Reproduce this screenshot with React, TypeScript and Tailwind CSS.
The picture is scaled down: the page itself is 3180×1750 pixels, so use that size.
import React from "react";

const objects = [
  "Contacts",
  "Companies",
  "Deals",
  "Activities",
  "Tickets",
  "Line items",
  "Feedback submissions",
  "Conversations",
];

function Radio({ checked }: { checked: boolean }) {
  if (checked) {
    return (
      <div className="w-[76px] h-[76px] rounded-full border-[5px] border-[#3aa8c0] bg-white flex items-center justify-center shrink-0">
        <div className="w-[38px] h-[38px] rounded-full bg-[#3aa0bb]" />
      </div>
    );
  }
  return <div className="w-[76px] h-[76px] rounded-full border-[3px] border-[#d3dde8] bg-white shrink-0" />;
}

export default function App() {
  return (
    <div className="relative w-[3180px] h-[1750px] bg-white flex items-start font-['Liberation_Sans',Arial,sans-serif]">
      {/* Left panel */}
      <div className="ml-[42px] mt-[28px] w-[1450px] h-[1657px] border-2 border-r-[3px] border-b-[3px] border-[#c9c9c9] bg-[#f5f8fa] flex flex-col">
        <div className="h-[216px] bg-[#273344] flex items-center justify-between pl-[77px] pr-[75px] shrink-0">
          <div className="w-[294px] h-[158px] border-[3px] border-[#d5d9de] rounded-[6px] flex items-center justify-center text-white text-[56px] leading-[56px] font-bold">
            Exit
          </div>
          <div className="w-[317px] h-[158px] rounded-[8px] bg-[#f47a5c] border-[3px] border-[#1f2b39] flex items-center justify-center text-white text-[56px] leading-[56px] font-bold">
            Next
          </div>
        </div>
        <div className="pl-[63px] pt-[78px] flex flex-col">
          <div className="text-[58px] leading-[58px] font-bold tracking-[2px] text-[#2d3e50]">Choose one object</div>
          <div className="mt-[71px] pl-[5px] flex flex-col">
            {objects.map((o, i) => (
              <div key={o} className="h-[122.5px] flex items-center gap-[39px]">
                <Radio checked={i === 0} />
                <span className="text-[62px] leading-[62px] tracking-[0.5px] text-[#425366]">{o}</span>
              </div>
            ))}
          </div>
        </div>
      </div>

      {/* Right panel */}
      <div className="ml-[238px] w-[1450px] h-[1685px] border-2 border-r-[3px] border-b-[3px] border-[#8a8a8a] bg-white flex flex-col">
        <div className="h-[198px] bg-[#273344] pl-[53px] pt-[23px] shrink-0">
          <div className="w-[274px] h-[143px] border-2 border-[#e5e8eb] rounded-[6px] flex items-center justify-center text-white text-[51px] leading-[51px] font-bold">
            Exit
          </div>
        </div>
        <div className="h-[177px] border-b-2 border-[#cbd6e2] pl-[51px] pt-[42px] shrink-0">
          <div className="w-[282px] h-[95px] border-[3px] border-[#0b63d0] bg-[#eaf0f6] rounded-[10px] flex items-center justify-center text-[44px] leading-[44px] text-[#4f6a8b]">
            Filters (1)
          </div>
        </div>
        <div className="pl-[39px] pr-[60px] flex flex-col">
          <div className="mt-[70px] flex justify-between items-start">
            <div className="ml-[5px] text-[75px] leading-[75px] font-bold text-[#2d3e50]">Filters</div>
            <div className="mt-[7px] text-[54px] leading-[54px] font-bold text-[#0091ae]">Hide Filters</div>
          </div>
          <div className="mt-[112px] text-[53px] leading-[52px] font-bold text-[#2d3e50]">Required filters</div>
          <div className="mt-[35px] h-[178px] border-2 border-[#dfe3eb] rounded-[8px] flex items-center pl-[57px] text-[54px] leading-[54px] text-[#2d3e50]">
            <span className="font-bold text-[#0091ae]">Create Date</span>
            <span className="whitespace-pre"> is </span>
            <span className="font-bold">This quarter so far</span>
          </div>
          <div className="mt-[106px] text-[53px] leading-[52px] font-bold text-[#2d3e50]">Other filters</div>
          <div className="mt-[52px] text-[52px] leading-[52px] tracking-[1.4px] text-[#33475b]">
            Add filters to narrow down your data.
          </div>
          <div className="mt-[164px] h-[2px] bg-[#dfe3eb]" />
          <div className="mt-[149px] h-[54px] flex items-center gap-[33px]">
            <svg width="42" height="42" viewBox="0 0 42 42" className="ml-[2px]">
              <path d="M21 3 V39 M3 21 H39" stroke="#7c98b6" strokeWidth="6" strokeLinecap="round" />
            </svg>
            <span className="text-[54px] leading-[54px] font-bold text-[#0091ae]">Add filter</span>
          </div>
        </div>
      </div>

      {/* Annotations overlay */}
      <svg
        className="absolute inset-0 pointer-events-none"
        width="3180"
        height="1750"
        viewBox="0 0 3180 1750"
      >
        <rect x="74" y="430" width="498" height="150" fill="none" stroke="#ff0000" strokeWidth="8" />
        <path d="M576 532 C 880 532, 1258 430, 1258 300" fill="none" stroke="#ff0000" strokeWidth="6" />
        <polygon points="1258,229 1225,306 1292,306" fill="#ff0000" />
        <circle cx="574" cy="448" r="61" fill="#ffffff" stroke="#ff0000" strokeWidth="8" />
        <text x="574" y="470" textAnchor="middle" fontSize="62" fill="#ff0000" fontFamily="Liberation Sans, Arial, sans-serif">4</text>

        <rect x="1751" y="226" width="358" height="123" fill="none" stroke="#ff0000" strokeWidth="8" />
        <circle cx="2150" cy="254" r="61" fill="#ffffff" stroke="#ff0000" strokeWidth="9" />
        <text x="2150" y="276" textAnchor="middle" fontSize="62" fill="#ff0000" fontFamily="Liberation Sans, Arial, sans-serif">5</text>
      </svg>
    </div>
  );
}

* **Work to do**
Go through the material above line by line and copy it exactly.

* **Full response**
Reproduce this screenshot with React, TypeScript and Tailwind CSS.
The picture is scaled down: the page itself is 3180×1750 pixels, so use that size.
import React from "react";

const objects = [
  "Contacts",
  "Companies",
  "Deals",
  "Activities",
  "Tickets",
  "Line items",
  "Feedback submissions",
  "Conversations",
];

function Radio({ checked }: { checked: boolean }) {
  if (checked) {
    return (
      <div className="w-[76px] h-[76px] rounded-full border-[5px] border-[#3aa8c0] bg-white flex items-center justify-center shrink-0">
        <div className="w-[38px] h-[38px] rounded-full bg-[#3aa0bb]" />
      </div>
    );
  }
  return <div className="w-[76px] h-[76px] rounded-full border-[3px] border-[#d3dde8] bg-white shrink-0" />;
}

export default function App() {
  return (
    <div className="relative w-[3180px] h-[1750px] bg-white flex items-start font-['Liberation_Sans',Arial,sans-serif]">
      {/* Left panel */}
      <div className="ml-[42px] mt-[28px] w-[1450px] h-[1657px] border-2 border-r-[3px] border-b-[3px] border-[#c9c9c9] bg-[#f5f8fa] flex flex-col">
        <div className="h-[216px] bg-[#273344] flex items-center justify-between pl-[77px] pr-[75px] shrink-0">
          <div className="w-[294px] h-[158px] border-[3px] border-[#d5d9de] rounded-[6px] flex items-center justify-center text-white text-[56px] leading-[56px] font-bold">
            Exit
          </div>
          <div className="w-[317px] h-[158px] rounded-[8px] bg-[#f47a5c] border-[3px] border-[#1f2b39] flex items-center justify-center text-white text-[56px] leading-[56px] font-bold">
            Next
          </div>
        </div>
        <div className="pl-[63px] pt-[78px] flex flex-col">
          <div className="text-[58px] leading-[58px] font-bold tracking-[2px] text-[#2d3e50]">Choose one object</div>
          <div className="mt-[71px] pl-[5px] flex flex-col">
            {objects.map((o, i) => (
              <div key={o} className="h-[122.5px] flex items-center gap-[39px]">
                <Radio checked={i === 0} />
                <span className="text-[62px] leading-[62px] tracking-[0.5px] text-[#425366]">{o}</span>
              </div>
            ))}
          </div>
        </div>
      </div>

      {/* Right panel */}
      <div className="ml-[238px] w-[1450px] h-[1685px] border-2 border-r-[3px] border-b-[3px] border-[#8a8a8a] bg-white flex flex-col">
        <div className="h-[198px] bg-[#273344] pl-[53px] pt-[23px] shrink-0">
          <div className="w-[274px] h-[143px] border-2 border-[#e5e8eb] rounded-[6px] flex items-center justify-center text-white text-[51px] leading-[51px] font-bold">
            Exit
          </div>
        </div>
        <div className="h-[177px] border-b-2 border-[#cbd6e2] pl-[51px] pt-[42px] shrink-0">
          <div className="w-[282px] h-[95px] border-[3px] border-[#0b63d0] bg-[#eaf0f6] rounded-[10px] flex items-center justify-center text-[44px] leading-[44px] text-[#4f6a8b]">
            Filters (1)
          </div>
        </div>
        <div className="pl-[39px] pr-[60px] flex flex-col">
          <div className="mt-[70px] flex justify-between items-start">
            <div className="ml-[5px] text-[75px] leading-[75px] font-bold text-[#2d3e50]">Filters</div>
            <div className="mt-[7px] text-[54px] leading-[54px] font-bold text-[#0091ae]">Hide Filters</div>
          </div>
          <div className="mt-[112px] text-[53px] leading-[52px] font-bold text-[#2d3e50]">Required filters</div>
          <div className="mt-[35px] h-[178px] border-2 border-[#dfe3eb] rounded-[8px] flex items-center pl-[57px] text-[54px] leading-[54px] text-[#2d3e50]">
            <span className="font-bold text-[#0091ae]">Create Date</span>
            <span className="whitespace-pre"> is </span>
            <span className="font-bold">This quarter so far</span>
          </div>
          <div className="mt-[106px] text-[53px] leading-[52px] font-bold text-[#2d3e50]">Other filters</div>
          <div className="mt-[52px] text-[52px] leading-[52px] tracking-[1.4px] text-[#33475b]">
            Add filters to narrow down your data.
          </div>
          <div className="mt-[164px] h-[2px] bg-[#dfe3eb]" />
          <div className="mt-[149px] h-[54px] flex items-center gap-[33px]">
            <svg width="42" height="42" viewBox="0 0 42 42" className="ml-[2px]">
              <path d="M21 3 V39 M3 21 H39" stroke="#7c98b6" strokeWidth="6" strokeLinecap="round" />
            </svg>
            <span className="text-[54px] leading-[54px] font-bold text-[#0091ae]">Add filter</span>
          </div>
        </div>
      </div>

      {/* Annotations overlay */}
      <svg
        className="absolute inset-0 pointer-events-none"
        width="3180"
        height="1750"
        viewBox="0 0 3180 1750"
      >
        <rect x="74" y="430" width="498" height="150" fill="none" stroke="#ff0000" strokeWidth="8" />
        <path d="M576 532 C 880 532, 1258 430, 1258 300" fill="none" stroke="#ff0000" strokeWidth="6" />
        <polygon points="1258,229 1225,306 1292,306" fill="#ff0000" />
        <circle cx="574" cy="448" r="61" fill="#ffffff" stroke="#ff0000" strokeWidth="8" />
        <text x="574" y="470" textAnchor="middle" fontSize="62" fill="#ff0000" fontFamily="Liberation Sans, Arial, sans-serif">4</text>

        <rect x="1751" y="226" width="358" height="123" fill="none" stroke="#ff0000" strokeWidth="8" />
        <circle cx="2150" cy="254" r="61" fill="#ffffff" stroke="#ff0000" strokeWidth="9" />
        <text x="2150" y="276" textAnchor="middle" fontSize="62" fill="#ff0000" fontFamily="Liberation Sans, Arial, sans-serif">5</text>
      </svg>
    </div>
  );
}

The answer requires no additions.